>>

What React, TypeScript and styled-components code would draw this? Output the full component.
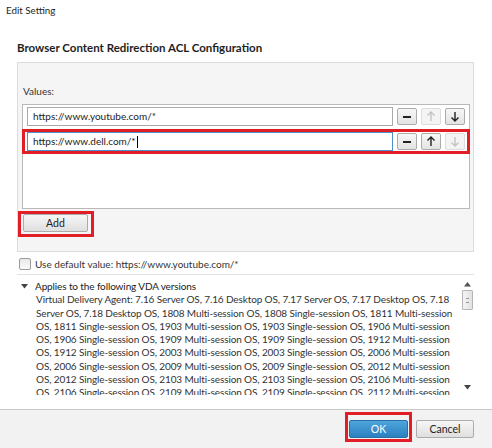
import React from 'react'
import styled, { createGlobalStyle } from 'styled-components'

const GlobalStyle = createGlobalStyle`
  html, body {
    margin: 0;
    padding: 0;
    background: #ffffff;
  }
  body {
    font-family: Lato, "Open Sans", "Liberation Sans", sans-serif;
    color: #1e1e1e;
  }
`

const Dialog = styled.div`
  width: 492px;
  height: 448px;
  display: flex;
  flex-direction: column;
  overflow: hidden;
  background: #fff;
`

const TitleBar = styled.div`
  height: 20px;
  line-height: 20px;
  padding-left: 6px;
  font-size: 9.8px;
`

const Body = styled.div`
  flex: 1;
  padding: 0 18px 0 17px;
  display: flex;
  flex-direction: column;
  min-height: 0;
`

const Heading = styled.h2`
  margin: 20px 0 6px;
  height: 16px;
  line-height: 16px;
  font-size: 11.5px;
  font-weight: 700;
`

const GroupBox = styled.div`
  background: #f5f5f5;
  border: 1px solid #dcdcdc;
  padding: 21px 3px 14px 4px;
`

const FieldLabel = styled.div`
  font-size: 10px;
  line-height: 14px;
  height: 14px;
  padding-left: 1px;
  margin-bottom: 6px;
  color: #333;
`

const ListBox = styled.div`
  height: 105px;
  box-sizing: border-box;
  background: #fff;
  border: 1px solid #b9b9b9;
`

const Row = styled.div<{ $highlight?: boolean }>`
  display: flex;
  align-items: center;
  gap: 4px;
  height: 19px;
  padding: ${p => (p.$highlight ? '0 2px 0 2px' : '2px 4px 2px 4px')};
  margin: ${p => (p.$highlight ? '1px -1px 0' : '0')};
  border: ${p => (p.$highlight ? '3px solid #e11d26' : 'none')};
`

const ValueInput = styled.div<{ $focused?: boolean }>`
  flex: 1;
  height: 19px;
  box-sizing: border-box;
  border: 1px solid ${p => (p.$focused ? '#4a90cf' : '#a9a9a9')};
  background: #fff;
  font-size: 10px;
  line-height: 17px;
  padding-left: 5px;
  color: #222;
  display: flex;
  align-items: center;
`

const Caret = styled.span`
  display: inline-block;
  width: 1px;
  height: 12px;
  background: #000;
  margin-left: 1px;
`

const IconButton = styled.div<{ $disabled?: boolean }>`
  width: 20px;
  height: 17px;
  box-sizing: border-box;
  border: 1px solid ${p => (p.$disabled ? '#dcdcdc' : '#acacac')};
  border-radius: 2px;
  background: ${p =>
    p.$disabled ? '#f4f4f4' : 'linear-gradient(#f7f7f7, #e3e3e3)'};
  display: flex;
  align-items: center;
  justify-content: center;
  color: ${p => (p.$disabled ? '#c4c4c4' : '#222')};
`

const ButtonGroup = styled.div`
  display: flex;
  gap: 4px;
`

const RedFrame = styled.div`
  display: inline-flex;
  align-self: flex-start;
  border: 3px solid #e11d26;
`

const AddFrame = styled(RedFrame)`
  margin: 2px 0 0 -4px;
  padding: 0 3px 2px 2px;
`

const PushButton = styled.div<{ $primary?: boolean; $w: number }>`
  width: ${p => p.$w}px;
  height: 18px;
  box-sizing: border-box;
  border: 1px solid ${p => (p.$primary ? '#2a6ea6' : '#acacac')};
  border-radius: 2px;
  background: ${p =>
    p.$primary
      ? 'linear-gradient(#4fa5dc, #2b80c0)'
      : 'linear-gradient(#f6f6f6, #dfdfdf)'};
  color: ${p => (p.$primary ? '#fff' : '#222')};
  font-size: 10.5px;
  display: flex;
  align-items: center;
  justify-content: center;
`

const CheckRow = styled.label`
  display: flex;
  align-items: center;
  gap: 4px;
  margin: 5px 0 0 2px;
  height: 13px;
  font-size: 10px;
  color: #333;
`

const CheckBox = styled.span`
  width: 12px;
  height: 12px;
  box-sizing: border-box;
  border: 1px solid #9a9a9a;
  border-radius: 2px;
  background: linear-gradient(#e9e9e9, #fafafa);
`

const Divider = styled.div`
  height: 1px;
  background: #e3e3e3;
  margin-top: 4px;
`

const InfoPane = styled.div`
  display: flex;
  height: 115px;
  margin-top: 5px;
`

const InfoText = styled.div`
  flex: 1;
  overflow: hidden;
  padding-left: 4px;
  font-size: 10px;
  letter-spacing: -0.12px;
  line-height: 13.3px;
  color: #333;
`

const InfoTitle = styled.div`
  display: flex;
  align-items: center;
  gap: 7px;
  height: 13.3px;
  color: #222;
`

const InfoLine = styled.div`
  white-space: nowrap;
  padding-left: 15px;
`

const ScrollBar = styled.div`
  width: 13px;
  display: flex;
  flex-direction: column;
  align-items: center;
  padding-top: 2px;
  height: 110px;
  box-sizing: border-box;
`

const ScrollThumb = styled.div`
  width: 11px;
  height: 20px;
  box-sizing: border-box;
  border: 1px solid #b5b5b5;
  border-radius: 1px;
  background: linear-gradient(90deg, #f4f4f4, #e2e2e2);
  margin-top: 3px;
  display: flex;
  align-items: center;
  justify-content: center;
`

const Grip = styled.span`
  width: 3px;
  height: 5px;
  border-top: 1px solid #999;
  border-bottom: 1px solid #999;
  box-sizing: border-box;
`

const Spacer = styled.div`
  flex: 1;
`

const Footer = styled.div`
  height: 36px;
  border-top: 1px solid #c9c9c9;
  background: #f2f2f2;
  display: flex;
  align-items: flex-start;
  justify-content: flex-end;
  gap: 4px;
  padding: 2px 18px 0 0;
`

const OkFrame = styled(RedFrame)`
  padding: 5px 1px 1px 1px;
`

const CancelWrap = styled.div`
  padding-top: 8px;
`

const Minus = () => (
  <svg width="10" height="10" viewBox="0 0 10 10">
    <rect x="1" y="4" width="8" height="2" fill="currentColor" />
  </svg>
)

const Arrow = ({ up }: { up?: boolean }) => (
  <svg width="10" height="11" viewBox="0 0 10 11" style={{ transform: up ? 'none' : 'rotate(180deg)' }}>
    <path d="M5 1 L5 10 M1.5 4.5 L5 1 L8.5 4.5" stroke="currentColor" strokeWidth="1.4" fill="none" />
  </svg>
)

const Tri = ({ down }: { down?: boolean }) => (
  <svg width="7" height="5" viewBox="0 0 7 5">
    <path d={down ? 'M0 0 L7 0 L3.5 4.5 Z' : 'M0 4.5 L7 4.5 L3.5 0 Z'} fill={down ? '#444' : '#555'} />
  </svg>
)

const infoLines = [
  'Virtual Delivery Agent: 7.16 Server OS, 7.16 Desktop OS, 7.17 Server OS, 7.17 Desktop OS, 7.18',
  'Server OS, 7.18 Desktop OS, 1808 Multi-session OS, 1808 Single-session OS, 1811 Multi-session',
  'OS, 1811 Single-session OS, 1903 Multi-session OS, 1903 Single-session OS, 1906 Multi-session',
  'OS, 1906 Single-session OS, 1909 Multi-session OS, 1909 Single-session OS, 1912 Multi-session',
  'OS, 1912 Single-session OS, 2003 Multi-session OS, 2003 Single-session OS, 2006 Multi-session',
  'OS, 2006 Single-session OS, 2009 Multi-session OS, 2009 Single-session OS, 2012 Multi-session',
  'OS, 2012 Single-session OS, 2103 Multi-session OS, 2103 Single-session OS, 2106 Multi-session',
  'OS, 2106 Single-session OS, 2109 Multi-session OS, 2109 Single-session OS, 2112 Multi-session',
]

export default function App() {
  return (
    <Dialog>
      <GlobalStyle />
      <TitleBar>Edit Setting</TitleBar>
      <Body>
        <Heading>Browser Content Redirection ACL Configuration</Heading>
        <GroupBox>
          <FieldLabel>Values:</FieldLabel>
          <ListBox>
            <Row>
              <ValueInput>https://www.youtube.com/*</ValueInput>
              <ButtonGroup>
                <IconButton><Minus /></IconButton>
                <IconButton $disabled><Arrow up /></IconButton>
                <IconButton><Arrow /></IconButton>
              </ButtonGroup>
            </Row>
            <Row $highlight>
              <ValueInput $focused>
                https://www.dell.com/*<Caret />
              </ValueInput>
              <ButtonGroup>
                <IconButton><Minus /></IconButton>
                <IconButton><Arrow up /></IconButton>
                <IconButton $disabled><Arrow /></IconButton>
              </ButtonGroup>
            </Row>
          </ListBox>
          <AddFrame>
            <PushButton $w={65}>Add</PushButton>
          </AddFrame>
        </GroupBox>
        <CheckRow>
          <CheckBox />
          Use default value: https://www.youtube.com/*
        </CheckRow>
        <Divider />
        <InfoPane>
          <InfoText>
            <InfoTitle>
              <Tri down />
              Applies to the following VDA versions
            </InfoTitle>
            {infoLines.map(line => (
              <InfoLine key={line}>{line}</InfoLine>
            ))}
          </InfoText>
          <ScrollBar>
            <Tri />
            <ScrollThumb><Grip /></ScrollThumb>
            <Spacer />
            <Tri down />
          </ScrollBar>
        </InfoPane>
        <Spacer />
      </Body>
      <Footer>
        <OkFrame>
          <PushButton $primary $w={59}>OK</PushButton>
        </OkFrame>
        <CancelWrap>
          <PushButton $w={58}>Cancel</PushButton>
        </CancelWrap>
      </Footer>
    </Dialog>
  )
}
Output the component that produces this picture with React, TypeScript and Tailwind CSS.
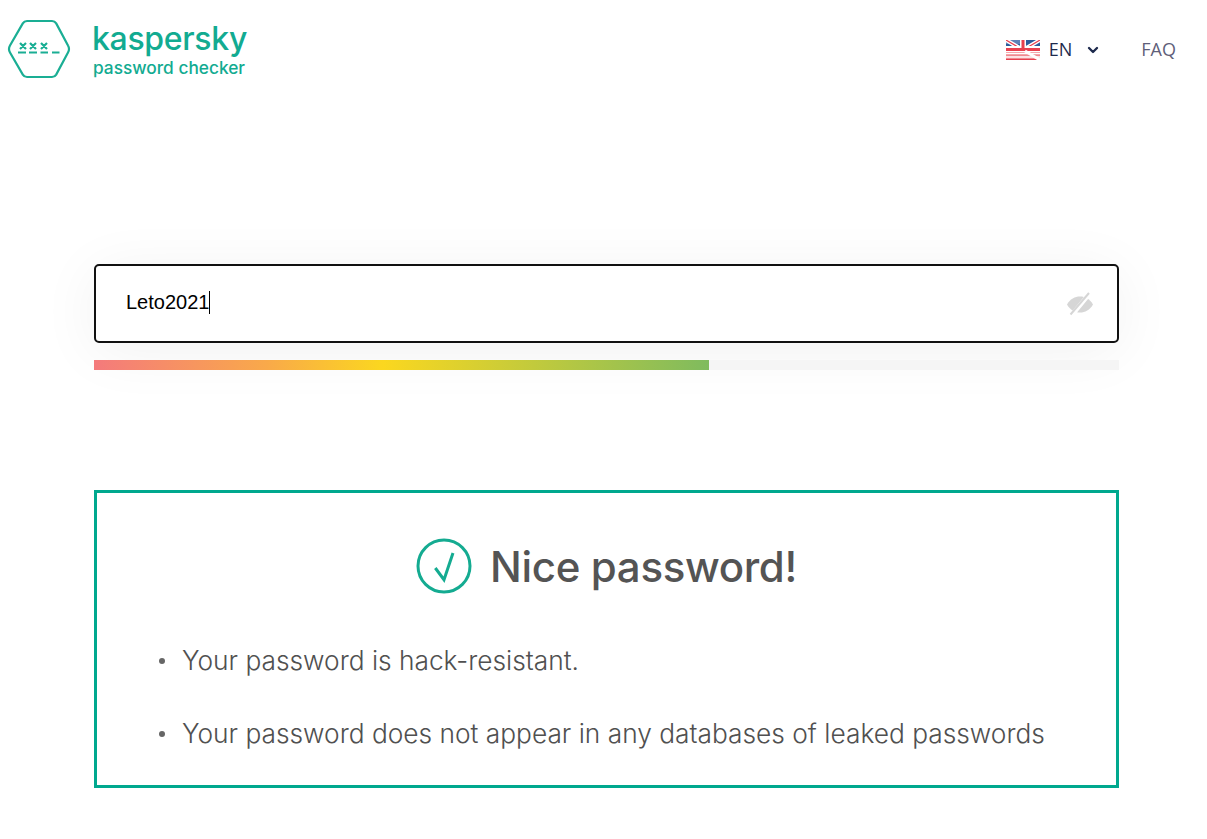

<<

-- PROMPT --
Search the entries for the word "this", then gather every line that has it.

-- RESPONSE TO THE EXERCISE --
What React, TypeScript and styled-components code would draw this? Output the full component.
Output the component that produces this picture with React, TypeScript and Tailwind CSS.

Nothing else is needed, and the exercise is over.